O filme Um Corpo Que Cai (1958), de Alfred Hitchcock, é inteiramente pautado por essa deflexão abismal do imaginário. Assombrado inicialmente pelo bizarro comportamento de Madeleine (Kim Novak) e depois pelo espectro do objeto de sua paixão, o detetive Scottie (James Stewart) intenta desvendar enigmas pelo restabelecimento de conexões diretas, coincidentes, entre fantasmagorias e localidades atuais. A cena emblemática que sintetiza tal método é a que se passa no Muir Woods National Monument, um parque nacional criado para preservar a potência do wilderness: observando as datações da história da humanidade num tronco serrado de sequoia, Madeleine, tomada pelo espírito de Carlotta Valdes, aponta o local de seu nascimento e de sua morte. É como se a paisagem carregasse o peso dos fatos e atentar-se a ela se fizesse necessário para escapar à vertigem do progresso.
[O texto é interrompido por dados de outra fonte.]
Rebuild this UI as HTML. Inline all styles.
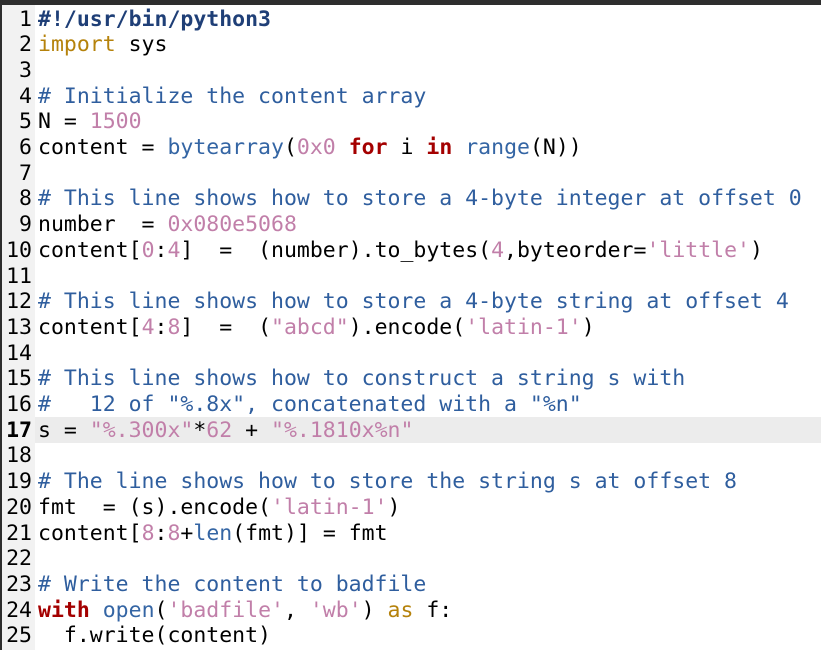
<!DOCTYPE html>
<html><head><meta charset="utf-8"><style>
html,body{margin:0;padding:0;width:821px;height:650px;overflow:hidden;background:#fff}
.top{position:absolute;left:0;top:0;width:821px;height:5px;background:#2e2e2e}
.lft{position:absolute;left:0;top:0;width:2px;height:650px;background:#2e2e2e}
.gut{position:absolute;left:2px;top:5px;width:33px;height:645px;background:#f2f2f2}
.hl{position:absolute;left:35px;top:417px;width:786px;height:25.7px;background:#ececec}
pre{position:absolute;margin:0;top:6.5px;font-family:"DejaVu Sans Mono","Liberation Mono",monospace;font-size:21.5px;line-height:25.7px;color:#000}
.nums{left:2px;width:30px;text-align:right}
.code{left:38px}
.c{color:#2f5e9e}.s{color:#c17fa9}.k{color:#a40000;font-weight:bold}.i{color:#b5820b}.b{color:#3465a4}.sh{color:#1f3f77;font-weight:bold}
</style></head><body>
<div class="top"></div><div class="lft"></div><div class="gut"></div><div class="hl"></div>
<pre class="nums">1
2
3
4
5
6
7
8
9
10
11
12
13
14
15
16
<b>17</b>
18
19
20
21
22
23
24
25</pre>
<pre class="code"><span class="sh">#!/usr/bin/python3</span>
<span class="i">import</span> sys

<span class="c"># Initialize the content array</span>
N = <span class="s">1500</span>
content = <span class="b">bytearray</span>(<span class="s">0x0</span> <span class="k">for</span> i <span class="k">in</span> <span class="b">range</span>(N))

<span class="c"># This line shows how to store a 4-byte integer at offset 0</span>
number  = <span class="s">0x080e5068</span>
content[<span class="s">0</span>:<span class="s">4</span>]  =  (number).to_bytes(<span class="s">4</span>,byteorder=<span class="s">'little'</span>)

<span class="c"># This line shows how to store a 4-byte string at offset 4</span>
content[<span class="s">4</span>:<span class="s">8</span>]  =  (<span class="s">"abcd"</span>).encode(<span class="s">'latin-1'</span>)

<span class="c"># This line shows how to construct a string s with</span>
<span class="c">#   12 of "%.8x", concatenated with a "%n"</span>
s = <span class="s">"%.300x"</span>*<span class="s">62</span> + <span class="s">"%.1810x%n"</span>

<span class="c"># The line shows how to store the string s at offset 8</span>
fmt  = (s).encode(<span class="s">'latin-1'</span>)
content[<span class="s">8</span>:<span class="s">8</span>+<span class="b">len</span>(fmt)] = fmt

<span class="c"># Write the content to badfile</span>
<span class="k">with</span> <span class="b">open</span>(<span class="s">'badfile'</span>, <span class="s">'wb'</span>) <span class="i">as</span> f:
  f.write(content)</pre>
</body></html>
Eis o procedimento do trabalho de James Benning. Entretanto, em nem toda paisagem crescem árvores milenares capazes de guardar todos os segredos do planeta, e sua análise repousa justamente nas rachaduras dessa falha de onde surgem segundas, terceiras, quartas naturezas – os incompreendidos que ocultam o incompreensível.

Como reflui?

Os planos apresentados em Two Cabins foram captados do interior de réplicas de duas edificações cruciais para a história dos EUA, cabanas erigidas pelas próprias mãos de Henry David Thoreau e Theodore John Kaczynski, em diferentes contextos de reclusão e imersão na fugacidade da natureza, com o comum intuito de atingir um estado de consciência em que as tensões não são edulcoradas e sim avultadas pelo contato com o wilderness, até o ponto de liberação das atas sociais naturalizadas. A convite do coletivo curatorial NAIL (Not Always In Location) radicado em São Francisco, com inspiração no texto The Loneliness Of The Project, de Boris Groys, James Benning reviveu tal experiência de clausura auto-imposta a serviço de um projeto artístico, que resultou em livro e filme, entre julho de 2007 e janeiro de 2008. Apesar das réplicas terem sido construídas em Sierra Nevada, entre os estados de Nevada e Califórnia, o som foi totalmente gravado em Walden Pond, Massachusetts, e em Lincoln, Montana, os locais exatos das cabanas originais. A sobreposição do som efetivo às imagens de reconstituição acarreta um curto-circuito entre atualidade, atualização, memória e rememoração, antigo problema da particularidade do cinema trazido à tona obliquamente.